§ **Written task**
Pick out each line below containing "TypeScript".

§ **Exercise data**
**********
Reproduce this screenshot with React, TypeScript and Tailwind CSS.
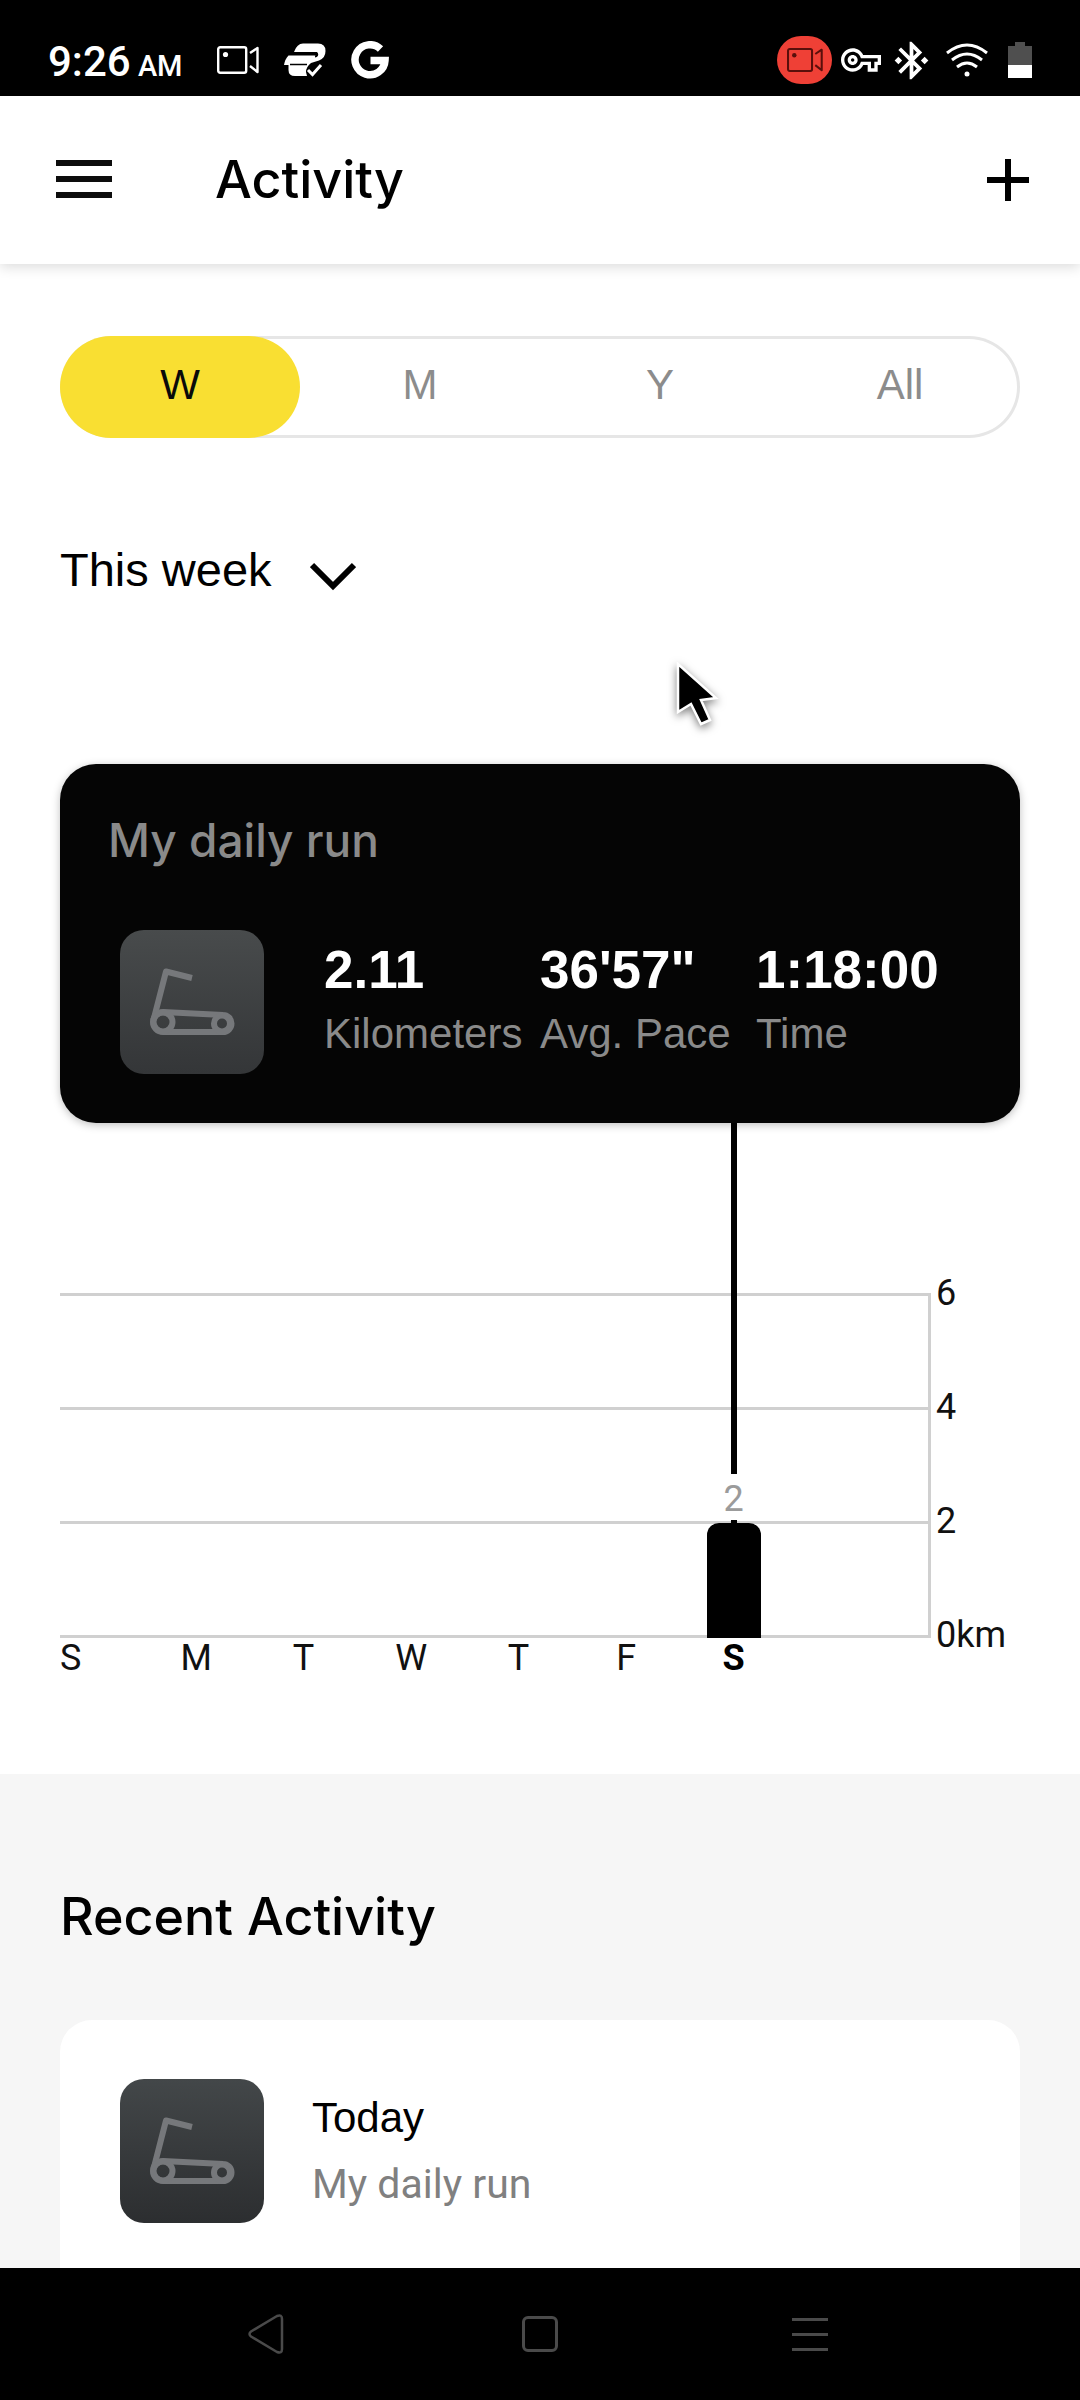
import { MdBluetoothConnected, MdOutlineVpnKey } from "react-icons/md";

const HELV = "font-['Liberation_Sans',Arial,sans-serif]";
const INTER = "font-['Inter',sans-serif]";
const ROBOTO = "font-['Roboto',sans-serif]";

function Camera({ className, dot }: { className: string; dot: string }) {
  return (
    <svg viewBox="0 0 42 28" className={className} fill="none" stroke="currentColor" strokeWidth="2.4" aria-hidden="true">
      <rect x="1.2" y="1.2" width="28" height="25.6" rx="2" />
      <circle cx="8.5" cy="8.5" r="2.6" className={dot} stroke="none" />
      <path d="M33 7 L40.500 2 V26 L33 20" strokeLinejoin="round" />
    </svg>
  );
}

function StatusBar() {
  return (
    <div className={`flex h-24 items-center justify-between bg-black px-12 text-white ${ROBOTO}`}>
      <div className="flex items-center pt-6">
        <p className="pt-2 text-[42px] leading-[48px] font-medium">
          9:26<span className="text-[29px]"> AM</span>
        </p>
        <Camera className="ml-[34px] h-7 w-[42px]" dot="fill-white" />
        <svg viewBox="0 0 42 34" className="ml-[25px] h-[34px] w-[42px]" aria-hidden="true">
          <path
            fill="white"
            d="M10 9 Q13 0.500 19 0.500 H34 Q41.500 0.500 41.500 8 Q41.500 15 35 17.500 L27 20 Q22 24 22 29 L23 33 H11 Q4.500 33 4.500 27 V22 H0 Q1 16 4.500 12.500 H33 V9 Z"
          />
          <path d="M11 10.500 H33 Q34 13 31 13.500" fill="none" stroke="black" strokeWidth="2" />
          <path d="M6 21.500 H23" stroke="black" strokeWidth="1.500" />
          <path d="M24 27 L28.500 31.500 L37 22" fill="none" stroke="white" strokeWidth="3" />
        </svg>
        <svg viewBox="0 0 38 38" className="ml-[25px] size-[38px]" fill="none" stroke="white" strokeWidth="7.5" aria-hidden="true">
          <path d="M29.500 8 A15 15 0 1 0 34 19.500 H19.500" />
        </svg>
      </div>
      <div className="flex items-center pt-6">
        <span className="flex h-12 w-[55px] items-center justify-center rounded-full bg-[#ef4036] text-[#5a0f0b]">
          <Camera className="h-6 w-9" dot="fill-[#5a0f0b]" />
        </span>
        <MdOutlineVpnKey className="ml-[9px] size-10" />
        <MdBluetoothConnected className="ml-2 size-[45px]" />
        <svg viewBox="0 0 42 34" className="ml-3 h-[34px] w-[42px]" fill="none" stroke="white" strokeWidth="3" aria-hidden="true">
          <path d="M1 10 Q21 -6 41 10" />
          <path d="M6 17 Q21 5 36 17" />
          <path d="M11 24 Q21 16 31 24" />
          <circle cx="21" cy="31" r="2.5" fill="white" stroke="none" />
        </svg>
        <svg viewBox="0 0 24 36" className="ml-5 h-9 w-6" aria-hidden="true">
          <path d="M7 0 H17 V4 H24 V23 H0 V4 H7 Z" fill="#4f4f4f" />
          <path d="M0 23 H24 V36 H0 Z" fill="white" />
        </svg>
      </div>
    </div>
  );
}

function Header() {
  return (
    <header className="z-10 flex h-42 items-center bg-white pr-[51px] pl-14 shadow-[0_3px_12px_rgba(0,0,0,0.14)]">
      <button type="button" aria-label="Menu" className="flex w-14 flex-col gap-[10px] pb-[3px]">
        <span className="h-[6px] bg-[#0d0d0d]" />
        <span className="h-[6px] bg-[#0d0d0d]" />
        <span className="h-[6px] bg-[#0d0d0d]" />
      </button>
      <h1 className={`ml-[103px] flex-1 text-[52px] leading-[64px] font-medium ${INTER}`}>Activity</h1>
      <button type="button" aria-label="Add activity">
        <svg viewBox="0 0 42 42" className="size-[42px]" stroke="black" strokeWidth="6" aria-hidden="true">
          <path d="M21 0 V42 M0 21 H42" />
        </svg>
      </button>
    </header>
  );
}

function RangeTabs() {
  return (
    <div role="tablist" className={`flex h-[102px] rounded-full text-[42px] leading-[48px] text-[#8c8c8c] ring-3 ring-[#e6e6e6] ring-inset ${HELV}`}>
      <button type="button" role="tab" aria-selected="true" className="flex-1 rounded-full bg-[#f9df32] pb-1 text-[#0a0a0a]">
        W
      </button>
      <button type="button" role="tab" aria-selected="false" className="flex-1 pb-1">M</button>
      <button type="button" role="tab" aria-selected="false" className="flex-1 pb-1">Y</button>
      <button type="button" role="tab" aria-selected="false" className="flex-1 pb-1">All</button>
    </div>
  );
}

function TreadmillTile({ tone }: { tone: string }) {
  return (
    <div className={`size-36 shrink-0 rounded-3xl bg-linear-to-b ${tone}`}>
      <svg viewBox="0 0 144 144" className="size-full" fill="none" stroke="#76787b" strokeWidth="6" aria-hidden="true">
        <path d="M72 48 L46 41.500 L33.500 90" strokeLinejoin="round" />
        <path d="M43 82 L103 85 A8.500 8.500 0 0 1 103 102 H43 A10 10 0 0 1 43 82 Z" />
        <circle cx="43" cy="92" r="9.500" />
        <circle cx="102" cy="93.500" r="8" />
      </svg>
    </div>
  );
}

const stats = [
  { value: "2.11", label: "Kilometers" },
  { value: "36'57\"", label: "Avg. Pace" },
  { value: "1:18:00", label: "Time" },
];

function RunCard() {
  return (
    <section className="rounded-[36px] bg-[#050505] px-12 pt-12 pb-[49px] shadow-[0_2px_8px_rgba(0,0,0,0.25)]">
      <h2 className={`text-[46px] leading-[56px] font-medium text-[#8a8a8a] ${INTER}`}>My daily run</h2>
      <div className="mt-[62px] ml-3 flex items-center gap-15">
        <TreadmillTile tone="from-[#484b4c] to-[#343638]" />
        <dl className={`grid flex-1 grid-cols-3 leading-[64px] whitespace-nowrap ${HELV}`}>
          {stats.map((s) => (
            <div key={s.label} className="flex flex-col-reverse">
              <dt className="text-[42px] text-[#8a8a8a]">{s.label}</dt>
              <dd className="text-[53px] font-bold text-white">{s.value}</dd>
            </div>
          ))}
        </dl>
      </div>
    </section>
  );
}

const COLUMNS = "grid grid-cols-[82fr_107fr_107fr_107fr_107fr_107fr_107fr_143fr]";

function Chart() {
  return (
    <section aria-label="Kilometers per day" className={`flex pb-[82px] text-4xl text-[#111] ${ROBOTO}`}>
      <div className="flex-1">
        <div className="grid h-[515px]">
          <div className="col-start-1 row-start-1 flex h-[345px] flex-col justify-between self-end border-r-3 border-[#d0d0d0]">
            <span className="h-[3px] bg-[#d0d0d0]" />
            <span className="h-[3px] bg-[#d0d0d0]" />
            <span className="h-[3px] bg-[#d0d0d0]" />
            <span className="h-[3px] bg-[#d0d0d0]" />
          </div>
          <div className={`z-10 col-start-1 row-start-1 ${COLUMNS}`}>
            <div className="col-start-7 flex flex-col items-center">
              <span className="w-[6px] flex-1 bg-black" />
              <span className="pt-1 text-4xl leading-[42px] text-[#9b9b9b]">2</span>
              <span className="h-[3px] w-[6px] bg-black" />
              <span className="h-[115px] w-[54px] rounded-t-xl bg-black" />
            </div>
          </div>
        </div>
        <div className={`text-center leading-[40px] ${COLUMNS}`}>
          <span className="text-left">S</span>
          <span>M</span>
          <span>T</span>
          <span>W</span>
          <span>T</span>
          <span>F</span>
          <span className="font-bold text-black">S</span>
        </div>
      </div>
      <div className="flex w-[89px] flex-col pt-[113px] pl-[5px] leading-[114px]">
        <span>6</span>
        <span>4</span>
        <span>2</span>
        <span>0km</span>
      </div>
    </section>
  );
}

function Cursor() {
  return (
    <svg viewBox="0 0 44 66" className="absolute top-[398px] left-[676px] h-[66px] w-11 drop-shadow-[0_3px_4px_rgba(0,0,0,0.5)]" aria-hidden="true">
      <path
        d="M2 2 V50 L15 42 L25 62 L34 58 L25 38 L40 36 Z"
        fill="black"
        stroke="white"
        strokeWidth="2.5"
      />
    </svg>
  );
}

function NavBar() {
  return (
    <nav className="grid h-33 grid-cols-[403fr_274fr_403fr] items-center bg-black text-[#4a4a4a]">
      <button type="button" aria-label="Back" className="ml-[248px] justify-self-start">
        <svg viewBox="0 0 36 40" className="h-10 w-9" fill="none" stroke="currentColor" strokeWidth="2.5" strokeLinejoin="round" aria-hidden="true">
          <path d="M3 17.500 L29 2 Q34 0 34 5 V35 Q34 40 29 38 L3 22.500 Q0 20 3 17.500 Z" />
        </svg>
      </button>
      <button type="button" aria-label="Home" className="size-9 justify-self-center rounded-md border-3 border-[#4a4a4a]" />
      <button type="button" aria-label="Recent apps" className="mr-[252px] flex w-9 flex-col gap-3 justify-self-end">
        <span className="h-[3px] bg-[#4a4a4a]" />
        <span className="h-[3px] bg-[#4a4a4a]" />
        <span className="h-[3px] bg-[#4a4a4a]" />
      </button>
    </nav>
  );
}

export default function App() {
  return (
    <div className="flex min-h-screen flex-col bg-white text-black">
      <StatusBar />
      <Header />
      <main className="relative flex flex-1 flex-col">
        <div className="px-15 pt-18">
          <RangeTabs />
          <button type="button" className={`mt-[102px] flex items-center gap-[38px] text-[47px] leading-[60px] ${HELV}`}>
            This week
            <svg viewBox="0 0 46 30" className="mt-3 h-[30px] w-[46px]" fill="none" stroke="black" strokeWidth="6" aria-hidden="true">
              <path d="M2 4 L23 25 L44 4" />
            </svg>
          </button>
          <div className="mt-[164px]">
            <RunCard />
          </div>
          <Chart />
        </div>
        <Cursor />
        <section className="flex flex-1 flex-col bg-[#f6f6f6] px-15 pt-[111px]">
          <h2 className={`text-[52px] leading-[64px] font-medium ${INTER}`}>Recent Activity</h2>
          <article className="mt-[71px] flex flex-1 items-start gap-12 rounded-t-[32px] bg-white px-15 pt-[59px]">
            <TreadmillTile tone="from-[#434749] to-[#2c2e30]" />
            <div className="pt-[6px] leading-[66px]">
              <h3 className={`text-[42px] ${HELV}`}>Today</h3>
              <p className={`text-[41px] text-[#808080] ${ROBOTO}`}>My daily run</p>
            </div>
          </article>
        </section>
      </main>
      <NavBar />
    </div>
  );
}
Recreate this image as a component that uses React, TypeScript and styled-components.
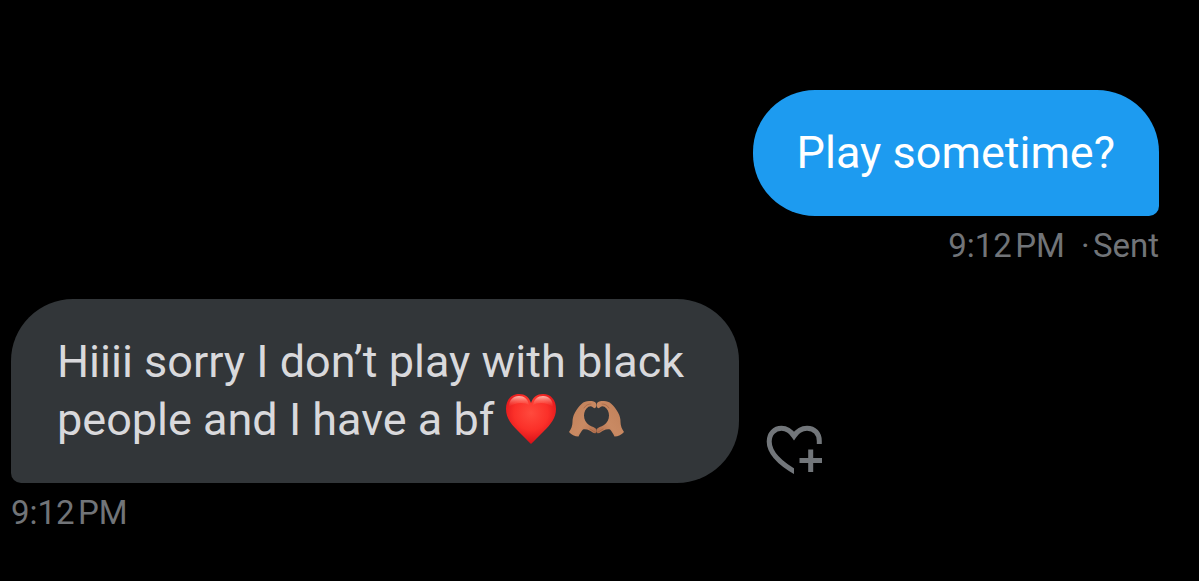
**********
§ **Task response**
Reproduce this screenshot with React, TypeScript and Tailwind CSS.
Recreate this image as a component that uses React, TypeScript and styled-components.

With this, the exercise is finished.